The 21st Century Retooling of the Church – Part XXXXVI
I recently heard the fact that only 10% of those attending church do 100% of the work done by the laity, and that does not count the work done by the staff. That kind of data shows that the church is not practicing the Ephesians 4 principle of “preparing the saints for the work of the service.” For whatever reason, churches have opted to “prepare the ‘staff’ for the work of the service” because either the saints won’t do it, or aren’t allowed to do it!
If Sunday mornings are any reflection of those statistics, when attending almost any church service, live or streamed over the internet, it is the worship team and pastor who preaches who are the focus of the service, not the those in the congregation. The worship leader and pastor carry the program. The offertory and giving offering is about 10% of the program.
I guess the central questions is how the church is to “prepare the saints” and for “what service”? It is quite the challenge. Does the Church want to face that challenge? If so, it would take quite a “retooling” of how one does “Sunday services”, how one “trains, equips, or prepares” those attending their church, and defining what “services” they may or may not do. Change demands new mindset! Retooling demands drastically new mindsets!

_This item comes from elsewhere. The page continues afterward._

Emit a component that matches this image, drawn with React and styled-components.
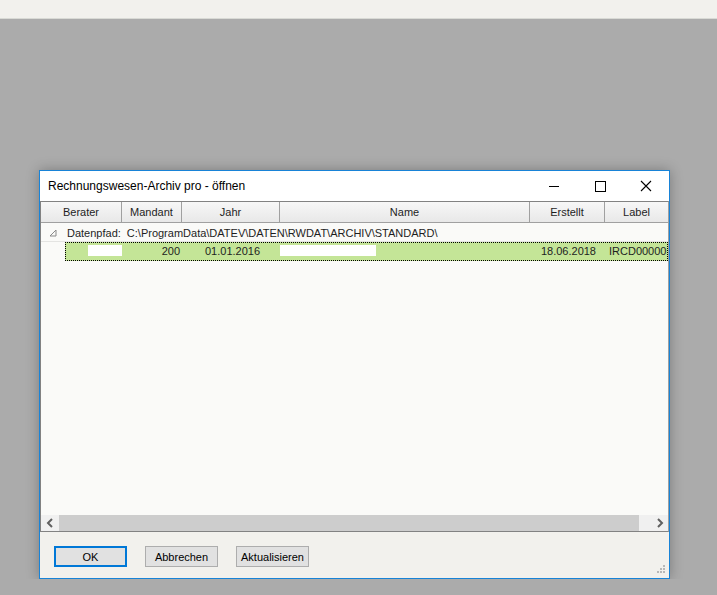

I remember once being told by a clergy that they were on the only ones who could perform the sacrament of communion. I couldn’t believe that if I had Christian friends over to my house and decided to have communion with them that it would be frowned upon by the church. The first question asked may be what is church going to allow the saints to do. The second questions asked may be what are the saints willing to do? Before those two questions are answered, it would be hard to determine the “preparations” and defining the “service”.
As long as there is a clergy/laity faction, it will be hard to determine a “team” effort that a five fold ministry would require of developing giftings and passions with in the laity, releasing them, and then supporting them. The “laying down of one’s life” cannot be effective with different distinctions of “position”. It must be a team of equality; the giving and taking of each one as equals even though their passions and points of view differing.
So if we are to get a larger percent of those attending church to do a majority of the “work of the service”, the Church faces a drastic retooling process, or accept the status quo of the same old, same old. Are we, the Church, to take Ephesians 4 seriously? Then we need to address serious “retooling” of how we do “church”!